The Fourplex is an example of Mediterranean Revival Style architecture. It is laid out on a rectangular plan with each floor divided into an east and a west apartment. The building is clad in smooth stucco typical of the Mediterranean style, and has a flat roof. The south elevation is symmetrical and features an enclosed entry porch having a pointed horseshoe arch in a Moorish style, decorated with wooden false beams. Above the entry porch is a rectangular salient holding a pair of arched windows divided by a spiraled-column mullion. The pair of windows are inset in a deep blind arch.
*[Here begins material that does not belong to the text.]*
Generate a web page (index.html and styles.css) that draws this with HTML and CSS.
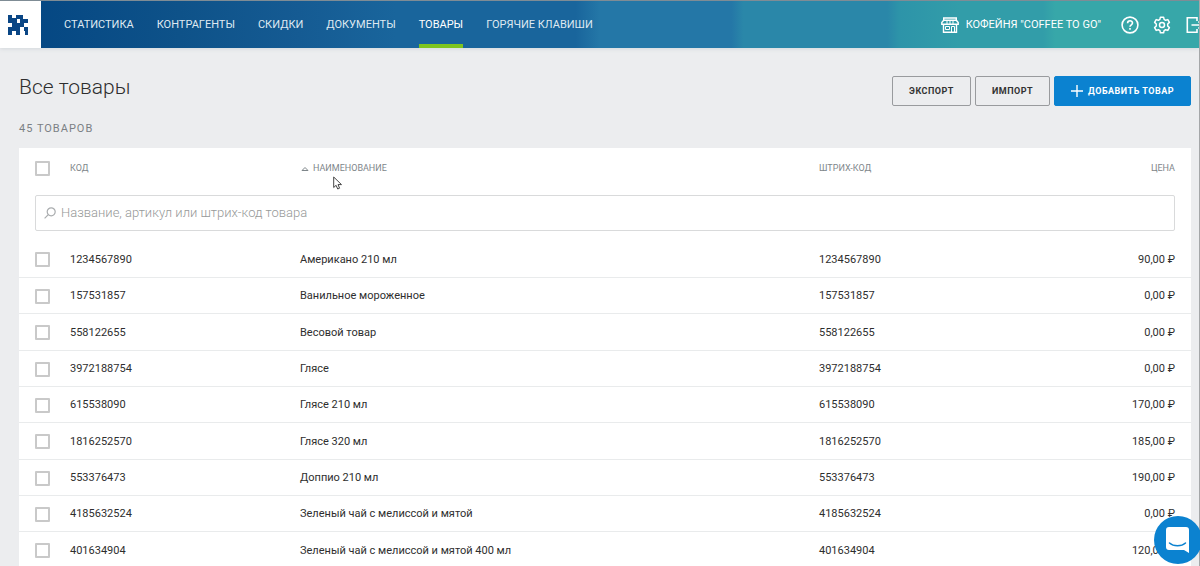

Both the porch and the salient have tiled pent roofs. Flanking the entry porch are large tri-partate windows surrounded by highly decorated frames; above each of these is a pair of blind arches with decorative ceramic tiles inset in tympanums. Each arch has a double hung window, one over, and a corbelled wrought-iron balconet. The east and west sides of the building each have stuccoed balconies at the first and second floor, chimneys servicing both levels, and flanking windows. The north elevation (rear) is fairly plain, except for an interesting arrangement of windows and a rear door.

Building facts
The Francis Marion Stokes Fourplex is located at 2253 N.W. Pettygrove St, in the same block as historic Pettygrove House, a Victorian house built in 1892 and former home to Francis Pettygrove, the man who named Portland as a prize in a coin-toss. The Fourplex is located on a 6,000 square feet (560 m 2) lot. Each of the two floors has 1,964 square feet (182.5 m 2) of living space divided into two apartments per floor.

The Architect
Francis Marion Stokes designed the building in 1926 for Esther Kuhn of Portland, Oregon. Stokes became owner of the building the same year and lived in it, in Unit #2, from 1929 until his death in 1975. Most of Stokes' work, which had a considerable influence on Portland's architecture, was completed during the 46 years he lived in the fourplex.

National Register
The building was added to the National Register of Historic Places in February 1996. Prior to its listing on the Register, the fourplex was also known as the Kuhn Apartments building.